Third International Conference on Spoken Language Processing (ICSLP 94)

Yokohama, Japan
September 18-22, 1994

Generation of Prosody in Speech Synthesis Using Large Speech Data-Base

Naohiro Sakurai, Takerni Mochida, Tetsunori Kobayashi, Katsuhiko Shirai

Department of Electrical Engineering Waseda University, Tokyo, Japan

In order to improve the naturalness of synthetic speech in Japanese text-to-speech or concept-to-speech conversion, we introduce a new scheme to synthesize arbitrary speech sentences using the natural sentence speech data-base. In our synthesis method, a series of synthetic parameters is generated using patterns which are extracted from natural speech waveforms. In the first step, the basic sentence is selected from the data-base against a target sentence. The factors for the selection are phrase dependency structure(separation degree), number of mora, type of accent and phonemic labels. In the second step, if necessary, the basic accent-phrase is selected from the same data-base against the each target accent-phrase. The factors considered in selecting the each accent-phrase are the separation degree, the number of mora, the type of accent and the phonemic labels. In the third step, pitch pattern is generated from those waveform units selected in the first and the second step. In the last step, the phonemic parameters are generated. These phonemic parameters for several morae are extracted on the former three steps.
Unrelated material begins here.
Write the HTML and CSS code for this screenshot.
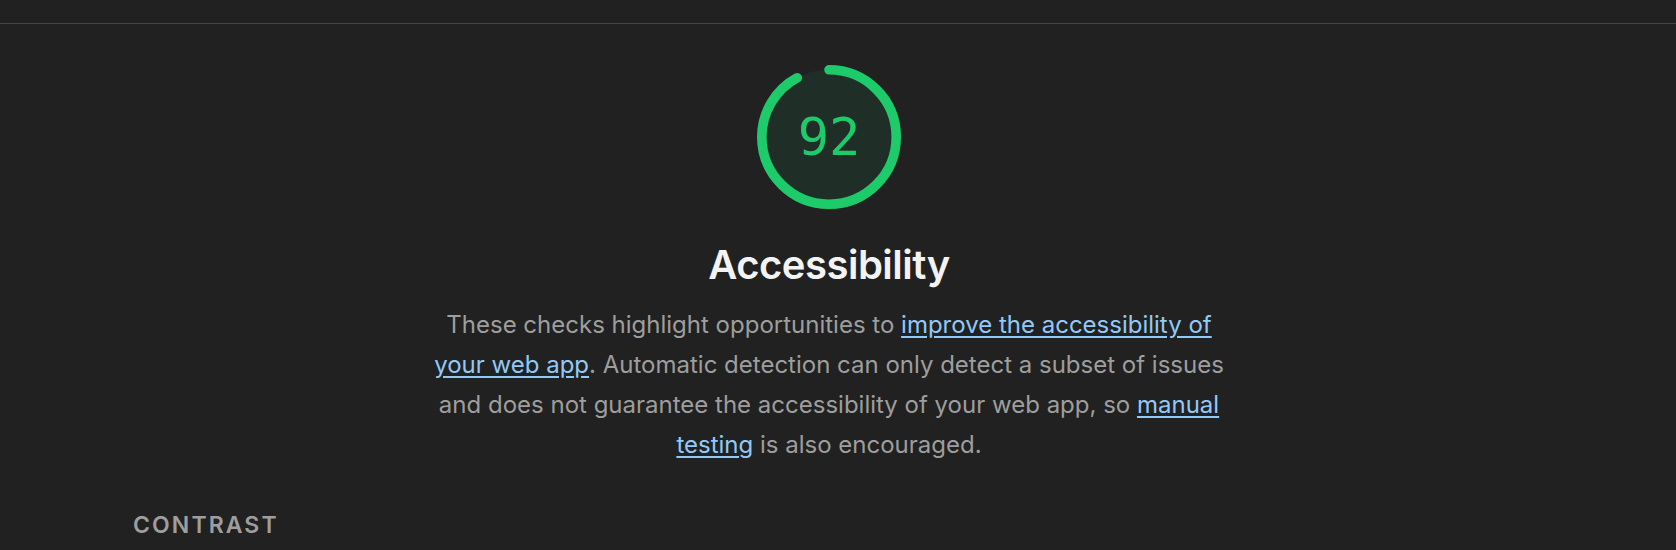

Therefore, in this step, we only have to replace the phonemic parameters for ill-suited morae. As the pitch pattern is generated using patterns directly extracted from real speech, it is expected to be more natural than any other pattern which is estimated by any model. We have examined this method on Japanese sentence speech to the present and affirmed that the synthetic sound preserves human-like features fairly well.